The Bakken Shale is a rock formation in the Williston Basin, a 202,000-square-mile depression that stretches along the eastern edge of the Rocky Mountains from southern Canada through North Dakota and Montana. Oil-hunting geologists targeted the U.S. portion as far back as the 1950s.

By the 1960s, oil companies had discovered more than 375 million barrels of reserves in North Dakota and eastern Montana. In the early 1980s, Montana’s oil production peaked at 32 million barrels in 1982 and North Dakota at 50 million barrels in 1983.

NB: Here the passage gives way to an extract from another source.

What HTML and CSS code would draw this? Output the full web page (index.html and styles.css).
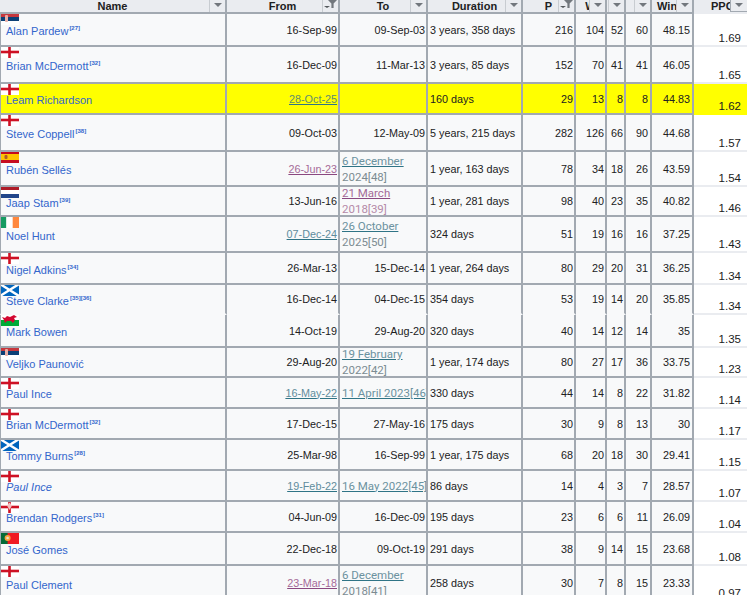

Then oil plunged from $35 a barrel down to $10. It became too expensive to produce Bakken oil, and the companies shut down operations… until recently.

In 2004, Oil and Gas Investor ran a story called “The Bakken Is Back.” Rising oil prices and tremendous advances in drilling technology suddenly made the Williston Basin a great place to be again.

Wood Mackenzie, the oil and gas industry analysts, estimate Bakken holds 200 billion barrels of oil. That sounds like a lot of oil, doesn’t it? The problem is that it doesn’t tell you one vital piece of information: How much of that oil is recoverable?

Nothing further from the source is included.